Siobhan Fahey’s sister’s boyfriend worked for Demon Records, an independent label, and he persuaded one of the label’s owners, Clark Banks, to put up the money for them to record a demo.
Ex-Sex Pistol Paul Cook — who along with another Sex Pistol, Steve Jones, rehearsed upstairs from where Dallin and Woodward lived on Denmark Street with their band the Professionals — agreed to co-produce one track, a cover of a mid-70s disco stomper, Black Blood’s “Aie a Mwana.”
The girls decided that since the song was sung in Swahili, they should have a silly-sounding name, something tropical, which is what led them to starting with “Banana,” adding “rama” because it just added to the silliness.
In later interviews, they would often say that the “rama” part of their name was also inspired by Roxy Music’s song title, “Pyjamarama.”
Their August 1981 single “Aie a Mwana” (UK #92) was praised by Elvis Costello and Paul Weller (who would later have the trio open four Christmas shows for that Jam later that year, contributing a song, “Dr. Love,” to their debut album).
The single also caught the ear of Terry Hall of Fun Boy Three — the band that had splintered off of of Hall’s previous band, The Specials — and soon FB3 were asking them to sing on the first of six songs they would record together, beginning with a duet, the b-side “It Ain’t What You Do It’s The Way That You Do It,” which charted at #4 in the UK, giving Bananarama their first significant mainstream success.
They would also contribute backing vocals to other tracks on Fun Boy Three’s still-forthcoming debut album.
Fun Boy Three would return the favor and guest star on Bananarama’s next single, “He Was Really Sayin’ Somethin’,” a cover of the 1964 hit by the Motown group the Velvelettes (their version altered the title to “Really Saying Something”).
This time the girls paired up with Tony Swain and Steve Jolley, the production team who had produced Spandau Ballet’s True album among many other UK hits.
The 1982 single became the second consecutive top-five hit for both Bananarama and Fun Boy Three, peaking at number five in the UK singles chart.
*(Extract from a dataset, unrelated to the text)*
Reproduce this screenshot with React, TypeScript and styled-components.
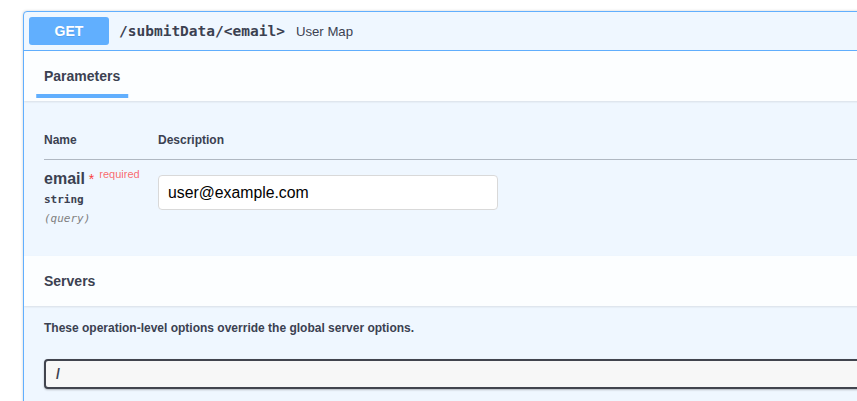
import React from 'react';
import styled, { createGlobalStyle } from 'styled-components';

const GlobalStyle = createGlobalStyle`
  html, body {
    margin: 0;
    padding: 0;
    background: #fff;
    overflow: hidden;
  }
  body {
    font-family: "Liberation Sans", Arial, sans-serif;
    color: #3b4151;
  }
`;

const Page = styled.div`
  padding: 11px 0 0 23px;
  width: 1100px;
`;

const OpBlock = styled.div`
  width: 1060px;
  border: 1px solid #61affe;
  border-radius: 4px;
  background: #eff7ff;
  box-shadow: 0 0 3px rgba(0, 0, 0, 0.19);
  overflow: hidden;
`;

const Summary = styled.div`
  display: flex;
  align-items: center;
  padding: 5px;
  border-bottom: 1px solid #61affe;
`;

const Method = styled.span`
  min-width: 80px;
  padding: 6px 0;
  border-radius: 3px;
  background: #61affe;
  color: #fff;
  font-size: 14px;
  line-height: 16px;
  font-weight: 700;
  text-align: center;
  text-shadow: 0 1px 0 rgba(0, 0, 0, 0.1);
`;

const Path = styled.span`
  padding: 0 10px;
  font-family: "DejaVu Sans Mono", "Liberation Mono", monospace;
  font-size: 14.5px;
  font-weight: 700;
  color: #3b4151;
`;

const SummaryText = styled.span`
  padding-left: 1px;
  font-size: 13.2px;
  color: #3b4151;
`;

const SectionHeader = styled.div`
  display: flex;
  align-items: center;
  min-height: 50px;
  box-sizing: border-box;
  padding: 8px 20px;
  background: rgba(255, 255, 255, 0.8);
  box-shadow: 0 1px 2px rgba(0, 0, 0, 0.1);
  position: relative;
`;

const Title = styled.h4<{ $active?: boolean }>`
  margin: 0;
  font-size: 14px;
  font-weight: 700;
  color: #3b4151;

  span {
    position: relative;
  }

  span::after {
    content: ${p => (p.$active ? '""' : 'none')};
    position: absolute;
    left: 50%;
    bottom: -14px;
    width: 120%;
    height: 4px;
    transform: translateX(-50%);
    background: #61affe;
  }
`;

const TableWrap = styled.div`
  padding: 20px 20px 20px;
`;

const HeadRow = styled.div`
  display: grid;
  grid-template-columns: 114px 1fr;
  border-bottom: 1px solid rgba(59, 65, 81, 0.35);
`;

const HeadCell = styled.div`
  padding: 12px 0;
  font-size: 12px;
  line-height: 14px;
  font-weight: 700;
  color: #3b4151;
`;

const ParamRow = styled.div`
  display: grid;
  grid-template-columns: 114px 1fr;
  align-items: start;
  padding: 9px 0 10px;
`;

const ParamName = styled.div`
  font-size: 16px;
  line-height: 19px;
  font-weight: 700;
  color: #3b4151;
`;

const Star = styled.span`
  color: #f93e3e;
  font-size: 14px;
  line-height: 0;
  font-weight: 400;
`;

const Required = styled.span`
  position: relative;
  top: -6px;
  padding-left: 5px;
  font-size: 11px;
  line-height: 0;
  font-weight: 400;
  color: rgba(255, 0, 0, 0.6);
`;

const ParamType = styled.div`
  padding: 5px 0;
  font-family: "DejaVu Sans Mono", "Liberation Mono", monospace;
  font-size: 11px;
  line-height: 14px;
  font-weight: 700;
  color: #3b4151;
`;

const ParamIn = styled.div`
  font-family: "DejaVu Sans Mono", "Liberation Mono", monospace;
  font-size: 11px;
  line-height: 14px;
  font-style: italic;
  color: #808080;
`;

const TextInput = styled.input`
  display: block;
  box-sizing: border-box;
  width: 340px;
  height: 35px;
  margin: 6px 0 0;
  padding: 6px 9px;
  border: 1px solid #d9d9d9;
  border-radius: 4px;
  background: #fff;
  font-family: "Liberation Sans", Arial, sans-serif;
  font-size: 15.8px;
  color: #000;
  outline: none;
`;

const ServersBody = styled.div`
  padding: 15px 20px 40px;
`;

const Note = styled.div`
  font-size: 12px;
  line-height: 14px;
  font-weight: 700;
  color: #3b4151;
`;

const ServerSelect = styled.div`
  margin-top: 24px;
  box-sizing: border-box;
  height: 30px;
  padding: 5px 40px 5px 10px;
  border: 2px solid #41444e;
  border-radius: 4px;
  background: #f7f7f7;
  box-shadow: 0 1px 2px 0 rgba(0, 0, 0, 0.25);
  font-size: 14px;
  line-height: 16px;
  font-weight: 700;
  color: #3b4151;
`;

export default function App() {
  return (
    <Page>
      <GlobalStyle />
      <OpBlock>
        <Summary>
          <Method>GET</Method>
          <Path>/submitData/&lt;email&gt;</Path>
          <SummaryText>User Map</SummaryText>
        </Summary>

        <SectionHeader>
          <Title $active>
            <span>Parameters</span>
          </Title>
        </SectionHeader>

        <TableWrap>
          <HeadRow>
            <HeadCell>Name</HeadCell>
            <HeadCell>Description</HeadCell>
          </HeadRow>
          <ParamRow>
            <div>
              <ParamName>
                email<Star>&nbsp;*</Star>
                <Required>required</Required>
              </ParamName>
              <ParamType>string</ParamType>
              <ParamIn>(query)</ParamIn>
            </div>
            <div>
              <TextInput defaultValue="user@example.com" />
            </div>
          </ParamRow>
        </TableWrap>

        <SectionHeader>
          <Title>
            <span>Servers</span>
          </Title>
        </SectionHeader>

        <ServersBody>
          <Note>These operation-level options override the global server options.</Note>
          <ServerSelect>/</ServerSelect>
        </ServersBody>
      </OpBlock>
    </Page>
  );
}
It was both groups’ second chart entry in Australia, peaking at number #74.
Perhaps more significantly the video for the track earned the trio heavy airplay on the upstart MTV network in the United States.
Bananarama followed up with “Shy Boy” (#83 UK, #4 US), which was backed with a b-side that would become their signature tune, “Don’t Call Us (Boy Trouble).”
At this point, the trio were besieged with modeling offers and all kinds of requests, but they turned most of these down and focused on writing their next single, their first self-composed effort, “Cheers Then” (#45), which revealed that they had more to offer than what Britain’s girl-hungry tabloid press expected.
Their 1983 debut album, Deep Sea Skiving (#63 US, #7 UK) would feature six band compositions, including “Young at Heart” (later a #1 hit for the Bluebelles), in addition to another hit, a spirited cover of Steam’s “Na Na Hey Hey Kiss Him Goodbye (#5 UK).
The album’s three self-composed tracks were at odds with the public perception of the group, which made more than one rock journo sit up and take notice that the trio’s output might need to be examined more closely going forward.
Bananarama took eight months off to focus on writing and producing their second album, which re-launched them back into the spotlight with the deeply-traumatized “Robert De Niro’s Waiting” (#95 US, #3 UK), a song that the girls didn’t want released as a single — due to its ominous lyrical vibe — but their record company thought that the breezy pop tune’s melody would be another chart hit.
During 1982 and 1983, Bananarama did several promotional US press tours and TV appearances on TV shows like “American Bandstand” and “Solid Gold.”
Despite their success on college radio and early MTV exposure, success in America eluded them group until the release of their first top 10 US hit, “Cruel Summer,” heard in the popular film The Karate Kid, helped them break into the Top Ten (#9 US, #8 UK) in mid-1984.
When their self-titled sophomore album Bananarama was released in the Spring of 1984, fans of the band were surprised to hear songs like “Rough Justice” — a hard look at domestic violence and a charting hit (#23 UK) — and “King of the Jungle” — a song written for a friend of the band, Stiff Little Finger’s drummer Jim Reilly’s brother Thomas, who was shot and killed by a British soldier in Belfast — were two examples that the sunny pop trio’s songs had taken a darker turn.
The album was preceded by a blitz of promotional interviews in which the girls said they were sick of their image (probably why they aren’t smiling in the cover photo).
Their new serious side didn’t translate into record sales, however, and the disappointment the trio felt with the chart success of three singles that followed — “Hot Line to Heaven” (#58 UK); “The Wild Life” (#70 US); and “Do Not Disturb” (#31 UK) — made them retreat again from the public eye, this time for close to a year.
In December of 1985, when this video profile first aired on the USA Network’s “Night Flight,” Bananarama were still on an their extended hiatus, soon to return with even more albums, singles and videos, and even more hits.